Production of light vehicles is rising across North America, but Canada’s portion of the continental output total shrank during the first six months of 2012 due to the quicker pace of U.S. assembly growth.  

Canada’s light vehicle production output rose 18.9 per cent over the first half of 2012 relative to 2011 (1.288 million units 2012 year-to-date versus 1.083 million units 2011 year-to-date). 
According to figures from Dennis DesRosiers, within Canada, light vehicle assembly increased by double digits at Chrysler (21.1 YTD), Honda (96.9 per cent YTD) and Toyota (45.3 per cent YTD).

General Motors’ growth (2.1 per cent YTD) underperformed the market while the closure of Ford’s St. Thomas, Ontario plant caused a significant production decline (down 27.7 per cent YTD) at that manufacturer.  

With just 128,858 units built thus far in 2012, Ford’s production-to-sales ratio did not meet the 1:1 annual formula established under the now-defunct Auto Pact. 

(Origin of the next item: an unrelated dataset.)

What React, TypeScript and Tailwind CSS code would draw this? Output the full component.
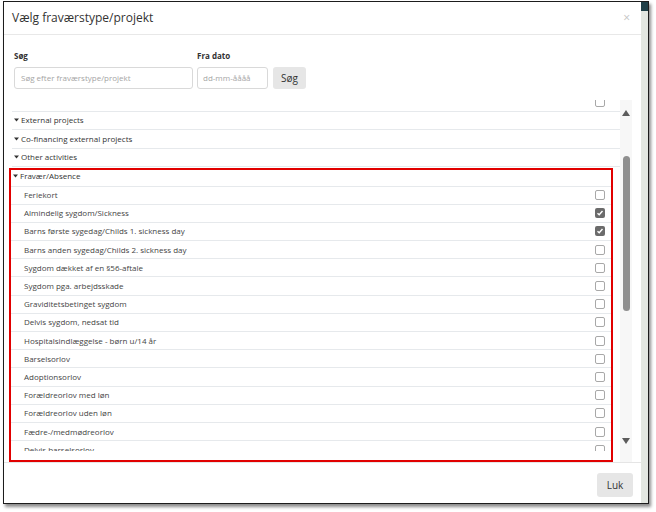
import React from "react";

const ITEMS: { label: string; checked?: boolean }[] = [
  { label: "Feriekort" },
  { label: "Almindelig sygdom/Sickness", checked: true },
  { label: "Barns første sygedag/Childs 1. sickness day", checked: true },
  { label: "Barns anden sygedag/Childs 2. sickness day" },
  { label: "Sygdom dækket af en §56-aftale" },
  { label: "Sygdom pga. arbejdsskade" },
  { label: "Graviditetsbetinget sygdom" },
  { label: "Delvis sygdom, nedsat tid" },
  { label: "Hospitalsindlæggelse - børn u/14 år" },
  { label: "Barselsorlov" },
  { label: "Adoptionsorlov" },
  { label: "Forældreorlov med løn" },
  { label: "Forældreorlov uden løn" },
  { label: "Fædre-/medmødreorlov" },
  { label: "Delvis barselsorlov" },
];

const CATEGORIES = ["External projects", "Co-financing external projects", "Other activities"];

function Checkbox({ checked }: { checked?: boolean }) {
  if (checked) {
    return (
      <span className="w-[10px] h-[10px] rounded-[2px] bg-[#6b6b6b] flex items-center justify-center shrink-0">
        <svg width="8" height="8" viewBox="0 0 8 8">
          <path d="M1.5 4.2 L3.2 5.8 L6.5 2" fill="none" stroke="#fff" strokeWidth="1.4" />
        </svg>
      </span>
    );
  }
  return <span className="w-[10px] h-[10px] rounded-[2px] border border-[#a8a8a8] bg-white shrink-0" />;
}

function Caret() {
  return (
    <svg width="5" height="4" viewBox="0 0 5 4" className="shrink-0">
      <path d="M0 0.5 L5 0.5 L2.5 3.5 Z" fill="#333" />
    </svg>
  );
}

export default function App() {
  return (
    <div className="w-[656px] h-[512px] bg-white overflow-hidden" style={{ fontFamily: '"Open Sans", "Liberation Sans", sans-serif' }}>
      <div className="ml-[3px] mt-[1px] w-[646px] h-[503px] border border-[#1c1c1c] shadow-[2px_3px_3px_rgba(0,0,0,0.45)] flex">
        {/* modal */}
        <div className="w-[637px] h-full bg-white flex flex-col">
          <div className="h-[33px] border-b border-[#e8e8e8] flex items-center justify-between pl-[8px] pr-[11px] shrink-0">
            <span className="text-[12px] text-[#333] leading-none">Vælg fraværstype/projekt</span>
            <span className="text-[12px] text-[#c4c4c4] leading-none">×</span>
          </div>

          <div className="pl-[10px] pt-[15px] pb-[11px] shrink-0 flex items-end gap-[4px]">
            <div className="flex flex-col">
              <span className="h-[12px] text-[8px] font-bold text-[#333] leading-[12px] mb-[5px]">Søg</span>
              <div className="w-[179px] h-[22px] border border-[#d9d9d9] rounded-[3px] flex items-center pl-[6px]">
                <span className="text-[8px] text-[#a5a5a5]">Søg efter fraværstype/projekt</span>
              </div>
            </div>
            <div className="flex flex-col">
              <span className="h-[12px] text-[8px] font-bold text-[#333] leading-[12px] mb-[5px]">Fra dato</span>
              <div className="w-[71px] h-[22px] border border-[#d9d9d9] rounded-[3px] flex items-center pl-[5px]">
                <span className="text-[8px] text-[#a5a5a5]">dd-mm-åååå</span>
              </div>
            </div>
            <div className="ml-[1px] w-[33px] h-[22px] rounded-[3px] bg-[#e6e6e6] flex items-center justify-center">
              <span className="text-[10px] text-[#333]">Søg</span>
            </div>
          </div>

          {/* list area */}
          <div className="h-[362px] flex pl-[5px] pr-[9px] shrink-0">
            <div className="flex-1 overflow-hidden">
              <div className="mt-[-7px]">
                <div className="ml-[3px] h-[18.5px] border-b border-[#e6e9ec] flex items-center justify-end pr-[15px]">
                  <Checkbox />
                </div>
                {CATEGORIES.map((c) => (
                  <div key={c} className="ml-[3px] h-[18.5px] border-b border-[#e6e9ec] flex items-center gap-[2px] pl-[2px]">
                    <Caret />
                    <span className="text-[8px] text-[#333] leading-none">{c}</span>
                  </div>
                ))}
                <div className="mt-[1px] mr-[7px] h-[294px] border-[2.5px] border-[#e10000]">
                  <div className="h-[281px] overflow-hidden">
                    <div className="h-[16.5px] pb-[3px] border-b border-[#e6e9ec] flex items-center gap-[2px] pl-[2px]">
                      <Caret />
                      <span className="text-[8px] text-[#333] leading-none">Fravær/Absence</span>
                    </div>
                    {ITEMS.map((it) => (
                      <div key={it.label} className="h-[18.2px] border-b border-[#e6e9ec] flex items-center justify-between pl-[13px] pr-[6px]">
                        <span className="text-[8px] text-[#444] leading-none">{it.label}</span>
                        <Checkbox checked={it.checked} />
                      </div>
                    ))}
                  </div>
                </div>
              </div>
            </div>
            {/* scrollbar */}
            <div className="w-[12px] bg-[#f7f7f7] flex flex-col items-center pt-[10px] pb-[18px]">
              <svg width="8" height="6" viewBox="0 0 8 6">
                <path d="M0 6 L4 0 L8 6 Z" fill="#5c5c5c" />
              </svg>
              <div className="mt-[40px] w-[7px] h-[155px] rounded-full bg-[#8f8f8f]" />
              <div className="flex-1" />
              <svg width="8" height="6" viewBox="0 0 8 6">
                <path d="M0 0 L8 0 L4 6 Z" fill="#5c5c5c" />
              </svg>
            </div>
          </div>

          <div className="flex-1 border-t border-[#e5e5e5] flex items-start justify-end pt-[10px] pr-[8px]">
            <div className="w-[36px] h-[24px] rounded-[3px] bg-[#e6e6e6] flex items-center justify-center">
              <span className="text-[10px] text-[#333]">Luk</span>
            </div>
          </div>
        </div>
        {/* background strip behind modal */}
        <div className="flex-1 bg-[#e3e7e1] flex flex-col">
          <div className="h-[9px] bg-[#1f3f47]" />
        </div>
      </div>
    </div>
  );
}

While the picture was largely positive in Canada, it still lagged behind the U.S. as light vehicle production ramped up more briskly (25.9 per cent YTD) with only Mitsubishi (down 40.5per cent YTD) showing a decline relative to the previous year.

The U.S. assembly sector received a much-needed boost from Japanese manufacturers recovering from supply and product-related difficulties; both Honda 70.4 per cent YTD) and Toyota (84.1 per cent YTD) achieved impressive gains in both light truck and passenger car output volumes.